Namun adopsi teknologi canggih harus sejalan dengan governance. AI dan smart contracts menuntut aturan soal explainability (algoritma dapat dijelaskan), auditability, dan legal framework untuk enforceability. Kesiapan infrastruktur-konektivitas, keamanan data, dan interoperability-juga menentukan apakah inovasi ini dapat diimplementasikan di seluruh pemerintahan, termasuk daerah terpencil.
Singkatnya, masa depan belanja publik akan semakin otomatis, cerdas, dan terukur-tetapi keberhasilannya bergantung pada keseimbangan antara teknologi, kebijakan, dan pembangunan kapabilitas manusia.
Kesimpulan
Revolusi belanja pemerintah dari tender ke klik adalah perubahan signifikan yang menawarkan keuntungan nyata: percepatan proses, penghematan biaya transaksi, peningkatan transparansi, dan akses pasar yang lebih luas bagi vendor. Namun perubahan ini bukan sekadar teknis-ia menuntut kebijakan adaptif, tata kelola yang kuat, kapabilitas ASN yang baru, serta kesiapan vendor untuk bertransformasi. Keberhasilan implementasi bergantung pada desain hybrid yang bijak (klik untuk barang standar, tender untuk proyek kompleks), standardisasi data, integrasi sistem, dan program inklusi untuk UMKM.
Risiko manipulasi, eksklusi, atau kesalahan data harus diantisipasi melalui mekanisme audit, governance, dan capacity building. Di masa depan, teknologi seperti AI, smart contracts, dan IoT akan semakin memperkaya ekosistem e-procurement-namun harus diimbangi regulasi soal keamanan, transparansi algoritma, dan interoperability.

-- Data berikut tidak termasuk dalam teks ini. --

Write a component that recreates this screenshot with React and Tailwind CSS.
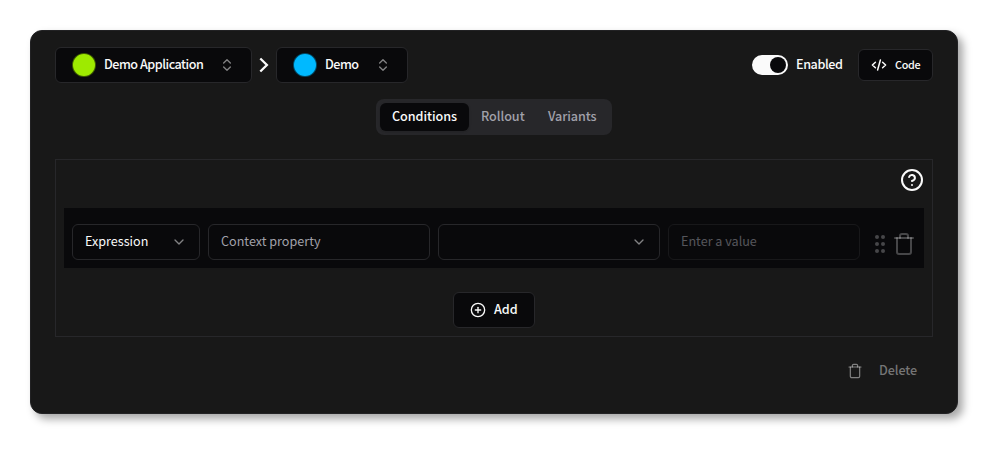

Bagi pembuat kebijakan: mulailah dengan pilot terukur, tingkatkan skill ASN, dan bangun roadmap integrasi sistem. Bagi vendor: digitalisasi proses sederhana, jaga kinerja operasional, dan fokus pada value beyond price. Dengan pendekatan yang komprehensif dan etis, revolusi dari tender ke klik tidak hanya meningkatkan efisiensi-ia mentransformasi belanja publik menjadi instrumen tata kelola yang lebih responsif, akuntabel, dan inklusif.